There have been no recent innovations in eczema skincare OTC products, but those in demand offer a variety of approaches to relieve symptoms and treat mild to moderate eczema. Popular products include the E45 range, such as bath gels and creams, Aveeno, Balneum, and Perrigo’s Dermalex eczema treatment range.
While available on prescription, these first line eczema treatments are also available to buy in the pharmacy, which is becoming more common practice now that clinical commissioning groups are discouraging GPs to prescribe them in order to make savings, Lily Thakerar suggests. “These products aren’t cheap – it can cost patients £30 a month to purchase emollients if their GP won’t prescribe them”, and if patients can’t afford them “their condition will worsen,” she warns.
For severe eczema, steroids such as Eumovate Cream can be provided OTC under strict guidelines – which include that it should not be used on the face, for young children, or on open skin. Terry Maguire believes some pharmacists tend not to be confident in addressing eczema flare-ups which low steroid treatments can address.
“Colleagues are often reserved about dealing with this, but they should be able to support people to self-treat. If someone needs short-term management for their eczema there’s no reason why pharmacists shouldn’t supply an OTC steroid, and then give advice and information about the use of emollients,” he maintains.
Pharmacists can also support people with eczema in their day-to-day lives to help them maintain their overall health. Farah Ali, general manager at Perrigo’s centre of excellence, Warman-Freed pharmacy, said: “A well-balanced diet should provide all essential supplements. However, if someone is lacking in any of the supplements because of dietary, medical or other factors then adding skin- specific supplements to the diet can help.”

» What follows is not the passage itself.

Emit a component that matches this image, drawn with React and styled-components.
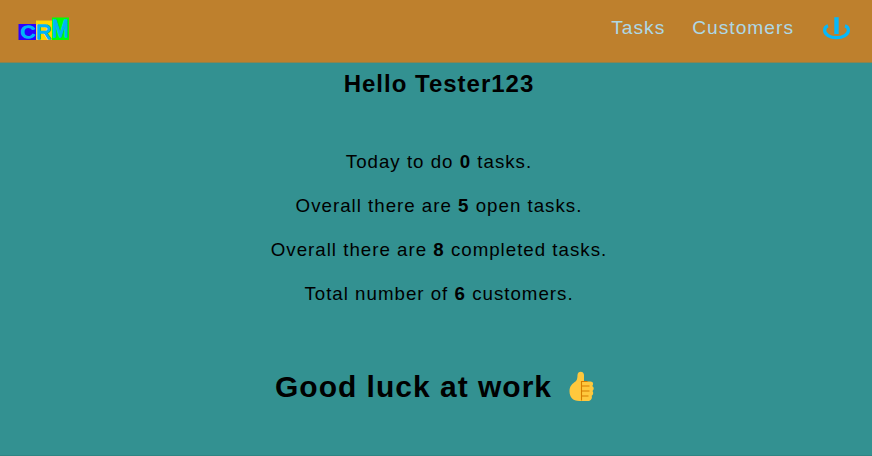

These include vitamins A, C, E, B2 (riboflavin), B3 (niacin), B7 (biotin), zinc and iodine. Fish and omega oils are also often taken to support healthy skin. “All these supplements could help the atopic eczema sufferer,” she says.
Pharmacists can also recommend patients keep a food diary to identify what may make their eczema worse, such as certain foods, or dairy products, Lily Thakerar advises.
And, as Terry Maguire says, knowing the stigma associated with the condition, and the distress it can cause, gives pharmacists “even more reason to make sure individuals get the right treatment and know how to use it”.